# RAW DATA start

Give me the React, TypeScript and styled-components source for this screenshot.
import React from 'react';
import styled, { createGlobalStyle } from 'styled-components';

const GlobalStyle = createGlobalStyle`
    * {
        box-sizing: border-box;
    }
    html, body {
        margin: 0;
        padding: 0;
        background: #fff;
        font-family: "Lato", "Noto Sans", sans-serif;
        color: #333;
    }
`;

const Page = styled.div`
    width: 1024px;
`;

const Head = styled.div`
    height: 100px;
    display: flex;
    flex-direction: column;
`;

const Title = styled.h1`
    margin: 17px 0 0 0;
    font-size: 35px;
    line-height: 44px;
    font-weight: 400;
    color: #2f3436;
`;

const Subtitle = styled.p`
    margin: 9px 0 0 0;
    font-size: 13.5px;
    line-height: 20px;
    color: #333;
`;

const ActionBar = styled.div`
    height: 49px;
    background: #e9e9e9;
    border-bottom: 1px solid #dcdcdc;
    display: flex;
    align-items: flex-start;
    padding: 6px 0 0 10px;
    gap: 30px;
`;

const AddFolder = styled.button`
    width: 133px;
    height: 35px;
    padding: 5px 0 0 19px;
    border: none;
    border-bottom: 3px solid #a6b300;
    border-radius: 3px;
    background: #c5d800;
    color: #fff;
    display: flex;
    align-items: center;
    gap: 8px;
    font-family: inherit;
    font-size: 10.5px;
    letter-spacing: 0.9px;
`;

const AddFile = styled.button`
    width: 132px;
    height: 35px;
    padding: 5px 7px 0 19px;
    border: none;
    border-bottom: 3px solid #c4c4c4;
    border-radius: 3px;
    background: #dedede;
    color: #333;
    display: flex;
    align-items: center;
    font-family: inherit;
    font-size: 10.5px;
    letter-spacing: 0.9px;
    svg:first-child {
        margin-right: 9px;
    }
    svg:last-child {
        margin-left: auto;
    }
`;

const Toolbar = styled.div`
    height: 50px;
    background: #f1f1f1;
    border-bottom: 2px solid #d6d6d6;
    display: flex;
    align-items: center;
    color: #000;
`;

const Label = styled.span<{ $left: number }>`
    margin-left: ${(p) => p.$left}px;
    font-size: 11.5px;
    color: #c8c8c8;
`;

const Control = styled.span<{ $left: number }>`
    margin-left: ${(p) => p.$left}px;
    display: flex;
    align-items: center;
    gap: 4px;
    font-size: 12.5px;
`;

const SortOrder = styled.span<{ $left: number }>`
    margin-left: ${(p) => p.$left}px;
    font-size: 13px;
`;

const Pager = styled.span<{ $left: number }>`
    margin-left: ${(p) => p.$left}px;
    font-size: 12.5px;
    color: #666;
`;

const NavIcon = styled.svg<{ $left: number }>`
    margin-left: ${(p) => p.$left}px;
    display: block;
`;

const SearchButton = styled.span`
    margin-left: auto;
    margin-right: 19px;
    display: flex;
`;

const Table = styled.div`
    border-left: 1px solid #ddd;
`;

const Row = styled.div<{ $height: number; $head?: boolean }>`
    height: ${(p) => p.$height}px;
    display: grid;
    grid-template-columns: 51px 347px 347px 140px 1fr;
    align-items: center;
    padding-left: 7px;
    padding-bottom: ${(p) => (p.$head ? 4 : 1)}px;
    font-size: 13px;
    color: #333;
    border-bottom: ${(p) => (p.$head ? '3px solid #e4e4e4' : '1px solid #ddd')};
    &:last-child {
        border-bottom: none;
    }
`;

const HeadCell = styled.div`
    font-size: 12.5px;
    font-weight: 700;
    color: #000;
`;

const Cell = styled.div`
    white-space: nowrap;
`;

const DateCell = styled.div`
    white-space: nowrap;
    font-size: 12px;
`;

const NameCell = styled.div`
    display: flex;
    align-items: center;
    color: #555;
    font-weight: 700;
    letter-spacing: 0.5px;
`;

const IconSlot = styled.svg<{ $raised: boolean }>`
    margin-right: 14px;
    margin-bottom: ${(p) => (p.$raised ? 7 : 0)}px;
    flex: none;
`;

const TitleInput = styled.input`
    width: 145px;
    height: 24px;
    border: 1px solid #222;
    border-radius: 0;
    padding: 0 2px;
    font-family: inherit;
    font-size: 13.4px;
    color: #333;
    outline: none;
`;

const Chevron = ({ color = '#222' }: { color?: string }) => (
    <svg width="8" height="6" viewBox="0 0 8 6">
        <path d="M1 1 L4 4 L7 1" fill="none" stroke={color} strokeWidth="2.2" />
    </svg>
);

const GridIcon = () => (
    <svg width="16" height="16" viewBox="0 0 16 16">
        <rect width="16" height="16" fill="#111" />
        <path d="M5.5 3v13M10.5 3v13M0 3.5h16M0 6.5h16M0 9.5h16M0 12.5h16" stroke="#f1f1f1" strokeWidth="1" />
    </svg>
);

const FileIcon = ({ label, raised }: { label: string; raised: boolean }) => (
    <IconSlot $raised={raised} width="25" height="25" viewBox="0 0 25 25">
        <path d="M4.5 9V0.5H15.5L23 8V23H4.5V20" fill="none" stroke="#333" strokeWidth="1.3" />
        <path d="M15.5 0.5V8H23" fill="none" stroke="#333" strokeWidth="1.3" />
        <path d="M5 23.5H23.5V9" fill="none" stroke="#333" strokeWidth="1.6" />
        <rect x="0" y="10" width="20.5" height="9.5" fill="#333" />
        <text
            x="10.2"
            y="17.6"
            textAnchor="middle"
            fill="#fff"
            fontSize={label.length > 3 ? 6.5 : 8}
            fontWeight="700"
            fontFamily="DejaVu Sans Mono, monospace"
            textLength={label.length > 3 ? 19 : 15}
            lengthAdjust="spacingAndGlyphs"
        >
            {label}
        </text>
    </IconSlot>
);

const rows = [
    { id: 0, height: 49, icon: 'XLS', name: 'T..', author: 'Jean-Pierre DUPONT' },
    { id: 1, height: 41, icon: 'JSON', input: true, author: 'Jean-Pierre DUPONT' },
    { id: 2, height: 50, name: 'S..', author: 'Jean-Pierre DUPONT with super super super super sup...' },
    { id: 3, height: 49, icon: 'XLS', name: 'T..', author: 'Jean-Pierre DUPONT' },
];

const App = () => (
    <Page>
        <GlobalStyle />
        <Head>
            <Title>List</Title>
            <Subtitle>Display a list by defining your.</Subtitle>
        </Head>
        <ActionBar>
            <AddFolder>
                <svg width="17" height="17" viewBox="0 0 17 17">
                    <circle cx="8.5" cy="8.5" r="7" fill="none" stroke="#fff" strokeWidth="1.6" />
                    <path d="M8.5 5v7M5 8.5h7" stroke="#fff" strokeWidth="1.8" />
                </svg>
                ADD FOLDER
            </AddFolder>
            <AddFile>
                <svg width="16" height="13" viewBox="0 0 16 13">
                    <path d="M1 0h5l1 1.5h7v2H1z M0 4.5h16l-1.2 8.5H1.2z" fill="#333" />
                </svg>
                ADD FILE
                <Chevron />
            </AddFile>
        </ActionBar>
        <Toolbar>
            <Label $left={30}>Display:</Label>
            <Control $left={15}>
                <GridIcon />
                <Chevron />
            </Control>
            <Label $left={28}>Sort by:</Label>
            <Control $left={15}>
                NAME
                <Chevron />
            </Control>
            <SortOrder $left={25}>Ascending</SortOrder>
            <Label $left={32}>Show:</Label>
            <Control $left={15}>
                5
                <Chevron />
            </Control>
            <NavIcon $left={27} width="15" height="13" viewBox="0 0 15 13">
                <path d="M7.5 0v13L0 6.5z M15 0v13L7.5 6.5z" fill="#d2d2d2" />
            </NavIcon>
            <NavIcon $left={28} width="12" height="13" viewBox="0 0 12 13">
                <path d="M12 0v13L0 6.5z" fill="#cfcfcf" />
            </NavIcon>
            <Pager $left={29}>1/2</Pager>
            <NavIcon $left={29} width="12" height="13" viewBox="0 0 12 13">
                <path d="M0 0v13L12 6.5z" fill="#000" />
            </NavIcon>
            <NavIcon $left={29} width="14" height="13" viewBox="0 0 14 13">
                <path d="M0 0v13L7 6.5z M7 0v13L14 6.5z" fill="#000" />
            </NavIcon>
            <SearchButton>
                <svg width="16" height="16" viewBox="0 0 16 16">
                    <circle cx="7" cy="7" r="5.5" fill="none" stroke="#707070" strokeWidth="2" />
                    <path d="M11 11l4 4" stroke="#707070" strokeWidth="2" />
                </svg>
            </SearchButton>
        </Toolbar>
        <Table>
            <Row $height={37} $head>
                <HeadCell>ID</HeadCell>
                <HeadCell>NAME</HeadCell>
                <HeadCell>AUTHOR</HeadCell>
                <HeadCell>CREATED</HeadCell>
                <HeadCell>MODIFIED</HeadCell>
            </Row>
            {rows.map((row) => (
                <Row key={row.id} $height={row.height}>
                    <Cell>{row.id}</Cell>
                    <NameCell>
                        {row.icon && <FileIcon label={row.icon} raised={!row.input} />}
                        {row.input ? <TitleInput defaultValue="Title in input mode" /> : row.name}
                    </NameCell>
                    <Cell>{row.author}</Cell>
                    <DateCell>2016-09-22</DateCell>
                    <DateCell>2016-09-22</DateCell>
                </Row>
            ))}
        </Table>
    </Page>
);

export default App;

# RAW DATA end

Which lines hold the word "components"? Copy every one of them.

_FULL RESPONSE_:
Give me the React, TypeScript and styled-components source for this screenshot.
import styled, { createGlobalStyle } from 'styled-components';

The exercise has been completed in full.